Wiktor e Zula si incontrano all’inizio alle audizioni per una compagnia di ballo e canto popolare tradizionale polacco.
Apparenza da campo di concentramento ma dinamiche da Saranno Famosi, lei fa subito colpo col suo carattere e la sua voce, lui è in commissione e gestisce la compagnia. Il sodalizio artistico è subito un successo e se ne accorgono anche le alte sfere del partito. In seguito prenderanno strade diverse, poi simili, poi di nuovo diverse con carriere altalenanti che si influenzeranno a vicenda in un continuo amarsi e respingersi, fuggire e poi cercarsi.

La musica francese, quella slava e di nuovo quella polacca, Cold War riesce a non preferirne nessuna e ad ognuna trova il suo senso, il suo contesto e la usa per spiegare un mondo.

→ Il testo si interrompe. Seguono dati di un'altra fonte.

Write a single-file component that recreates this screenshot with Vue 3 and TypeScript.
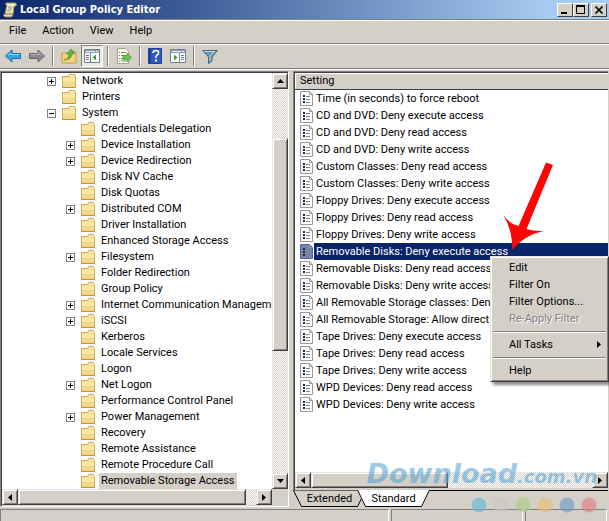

Questo è vero già in quel primo momento, quando lavorano nella compagnia di balli e canti folkloristici. Le canzoni tradizionali polacche dei campi e dei proletari hanno un’orchestrazione meravigliosa a cui Pawlikowski abbina scenari che ne completano il senso. Zula che nelle campagne polacche canta una melodia contadina che parla d’amore ingenuo mentre prova quell’amore e si lascia trasportare dall’acqua del fiume in cui galleggia, è un’immagine così centrata, armoniosa e in cui musica, e immagini vanno così a braccetto, da illuminare di colpo sul senso di quelle note e sulla loro evidente bellezza. Lì in quel modo e in quel punto sembra anche allo spettatore che davvero tutto abbia senso.

Nella stessa maniera poi la musica da film, la musica jazz da club degli anni ‘50 e quella latina degli anni successivi saranno sempre abbinate al giusto contesto, al giusto mood, ai giusti scenari per raccontare assieme a questo classico amore funestato dalla troppa passione anche la storia dell’evoluzione della musica stessa, come sia sempre stata specchio della società e di come vivevano le persone sia nel mondo libero che in quello comunista.
Dire che la “musica è protagonista” così tanto da dare un senso ad intreccio sentimentale risaputo, sarebbe un’incredibile banalità di fronte ad un film così sofisticato che in certi punti sembra replicare inquadrature da cinema hollywoodiano degli anni ‘30 (specie nelle feste affollate) e in altre (quando i personaggi sono soli e disperati) sembra imitare la fotografia ruvida e immediata di John Cassavetes per avere il meglio dei due mondi uniti in modi che non pensavamo possibili prima di vederlo, eppure è la verità.